Wednesday, 20 March 2019 | JAYANT DAS

The Ram Janmabhoomi issue has been in the forefront for quite a few months before the impending elections. The Supreme Court has travelled a long distance from treating the matter as one of title disputes involving a complex set of sentiments, including religious ones. It is not clear what prompted the court to opt for an arrangement which may move things from a purely legalistic position to a domain of many forms of reactions and sentiments.

Mediations that have taken place in the past have failed. It is worth analysing the pros and cons of the decision of the court to appoint a panel of mediators to resolve the Ram Janmabhoomi-Babri Masjid (Ayodhya) dispute.

The idea of mediation was mooted in 2017 by a Bench headed by the then Chief Justice JS Khehar. The Bench had suggested that the issue was much larger than ownership of land and that mediation might help in “healing relations”. After Justice Khehar, Chief Justice Dipak Misra insisted on treating it as a land dispute only.

Now, the court has again brought back sentiments into the legal discourse. This wavering and ambiguity in the court has accompanied the case all along. Sentiment is a problematic word, especially when there are two political sentiments competing with each other. This is not a question of the majority community feeling deprived of a temple at the birth place of Lord Ram. On the other hand, it is a majority political ploy masquerading as religious sentiment. This is a ploy to subjugate the minority Muslim community further by playing a symbolic game. In this game, the numbers are stacked against Muslims. One extreme view is that the minority must understand the ‘historical injustice’ done to Hindus by their ancestors and atone for it by leaving the site for them.
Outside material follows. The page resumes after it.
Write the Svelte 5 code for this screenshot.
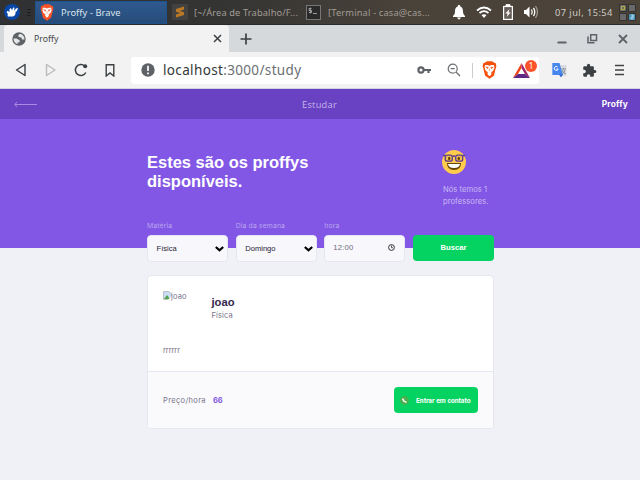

When accepting the notion of contending sensitivities, we must not ignore the sentiments of those Hindus who do not consider this issue as one involving their identity. There are also many Hindus who would not like a temple to come up in Ayodhya by displacing a mosque.

How will these myriad views be represented in the mediation process, which began on March 13 in Faizabad? By creating two neat sides, the court has validated the claim of the Rashtriya Swayamsevak Sangh and its political arm, the Bharatiya Janata Party, and weakened the position of the Hindus who contest this division.

The Ram Janmabhoomi-Babri Masjid issue was never religious. The BJP has always included the promise of constructing a Ram temple in its election manifestos over the years. LK Advani’s 1990 Rath Yatra not only led to the eventual demolition of the Babri Masjid but expanded the national footprint of the BJP. The campaign was aimed at denigrating Muslims and entrenching their ‘foreignness’ in the minds of Hindus by using the figure of Babar.

As the court has itself digressed from the brief before it, one can ask why it did not think it necessary to first address the criminality of an act in 1949 when an idol of Lord Ram was placed in the Babri mosque on the night of December 22, which happened much before the demolition of the mosque itself. Also, the bloodletting accompanying the demolition of the mosque cannot be dissociated from the act. Why is it that the issue of sentiments is given primacy and not the criminality of the act when the court is equipped to address the latter? Why is the court wading into the mediation route yet again after so many years of hearing the matter as an adversarial adjudication?

Further, the eight-week time limit for the mediators coincides with the election campaign period and ends just before voting ends. It is not difficult to see which party will use this in its favour. If the mediation committee fails to come to a consensus, this could be used to fuel anger in Ayodhya once again against both Muslims as well as the court. It is not just the idea of mediation but the selection of mediators that casts a doubt on the process.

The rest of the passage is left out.